Conduct and Interpret a One-Way ANCOVA
What is the One-Way ANCOVA?
ANCOVA is short for Analysis of Covariance. The analysis of covariance is a combination of an ANOVA and a regression analysis.
In basic terms, the ANCOVA examines the influence of an independent variable on a dependent variable while removing the effect of the covariate factor. ANCOVA first conducts a regression of the independent variable (i.e., the covariate) on the dependent variable. The residuals (the unexplained variance in the regression model) are then subject to an ANOVA. Thus the ANCOVA tests whether the independent variable still influences the dependent variable after the influence of the covariate(s) has been removed. The One-Way ANCOVA can include more than one covariate, and SPSS handles up to ten. The ANCOVA model has more than one covariate it is possible to calculate the one-way ANCOVA using contrasts just like in the ANOVA to identify the influence of each covariate.

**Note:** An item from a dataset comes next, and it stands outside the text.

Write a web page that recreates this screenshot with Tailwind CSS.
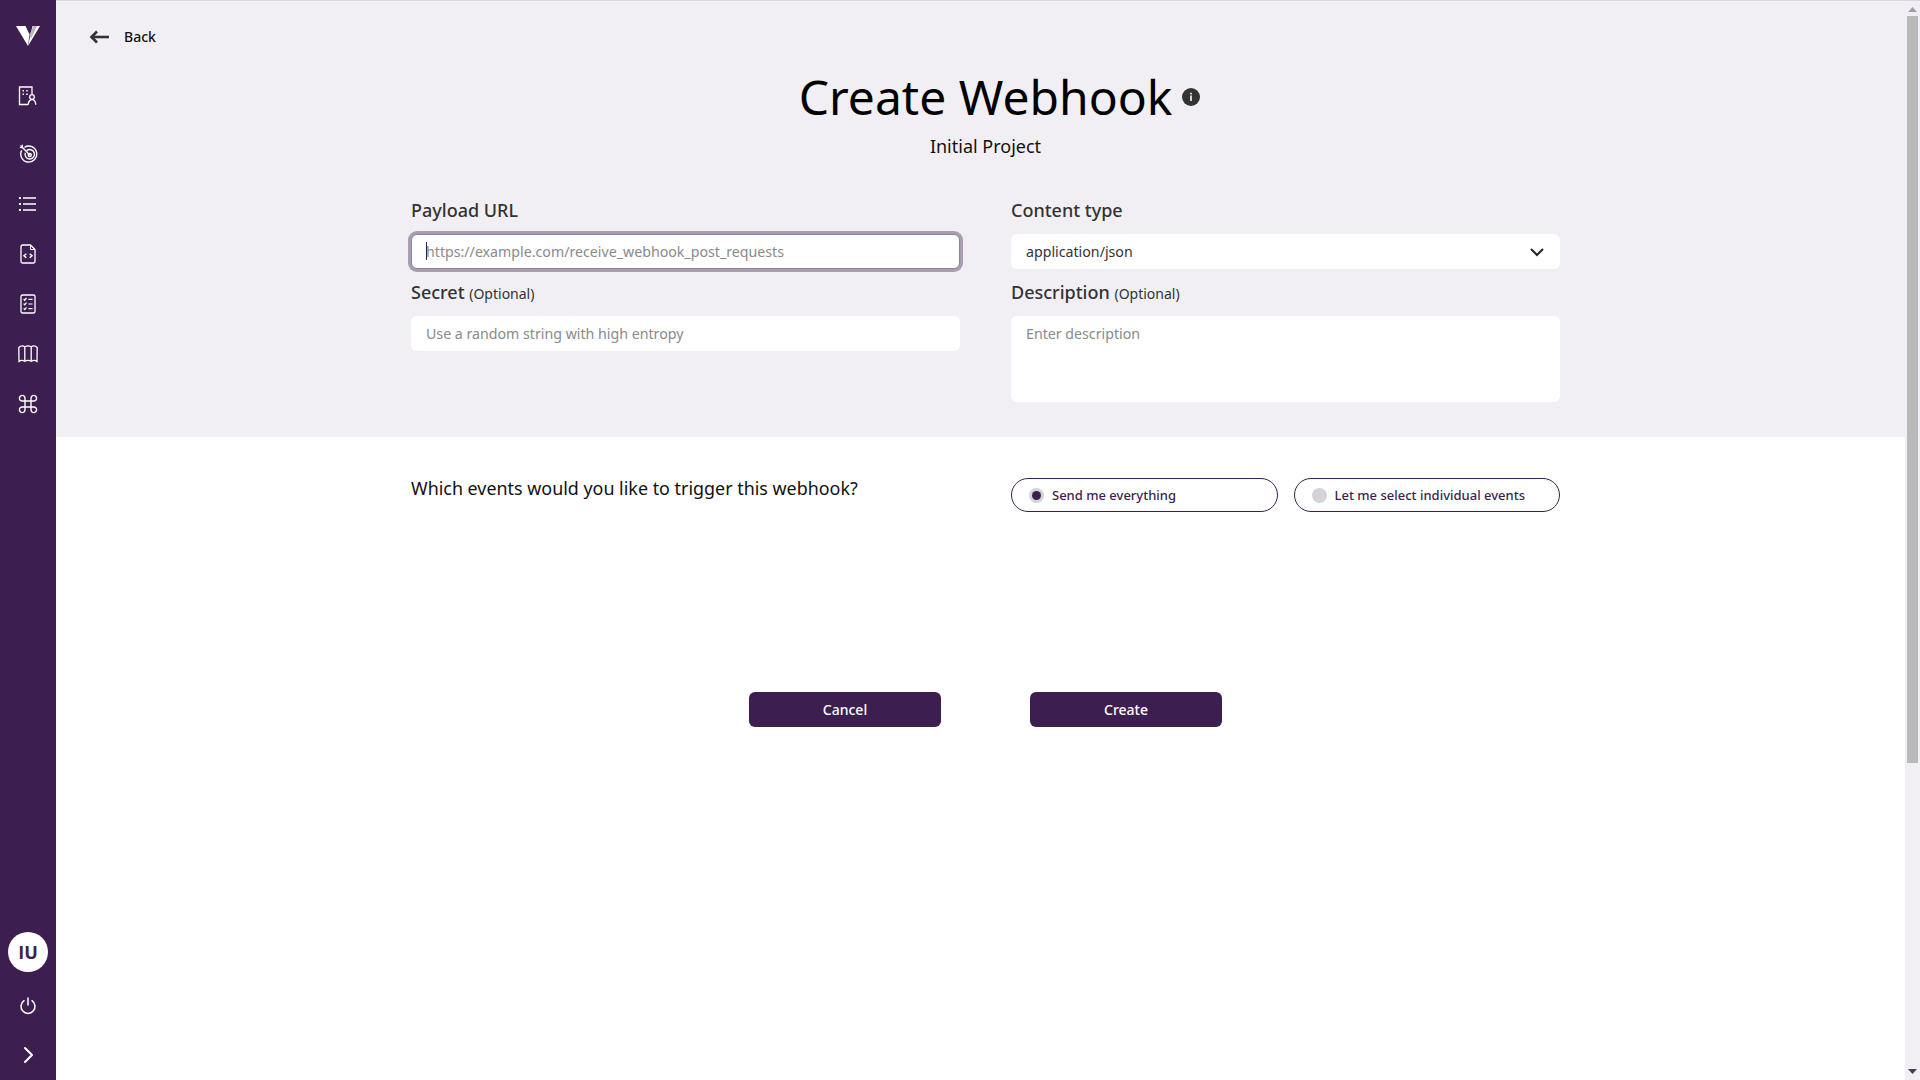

The ANCOVA is most useful in that it (1) explains an ANOVA's within-group variance, and (2) controls confounding factors. Firstly, as explained in the chapter on the ANOVA, the analysis of variance splits the total variance of the dependent variable into:
1. Variance explained by the independent variable (also called between groups variance)
2. Unexplained variance (also called within group variance)
The ANCOVA looks at the unexplained variance and tries to explain some of it with the covariate(s). Thus it increases the power of the ANOVA by explaining more variability in the model.
Note that just like in regression analysis and all linear models, over-fitting might occur. That is, the more covariates you enter into the ANCOVA, the more variance it will explain, but the fewer degrees of freedom the model has. Thus entering a weak covariate into the ANCOVA decreases the statistical power of the analysis instead of increasing it.
Secondly, the ANCOVA eliminates the covariates effect on the relationship between independent and dependent variable that is tested with an ANOVA. The concept is very similar to the partial correlationanalysis—technically it is a semi-partial regression and correlation.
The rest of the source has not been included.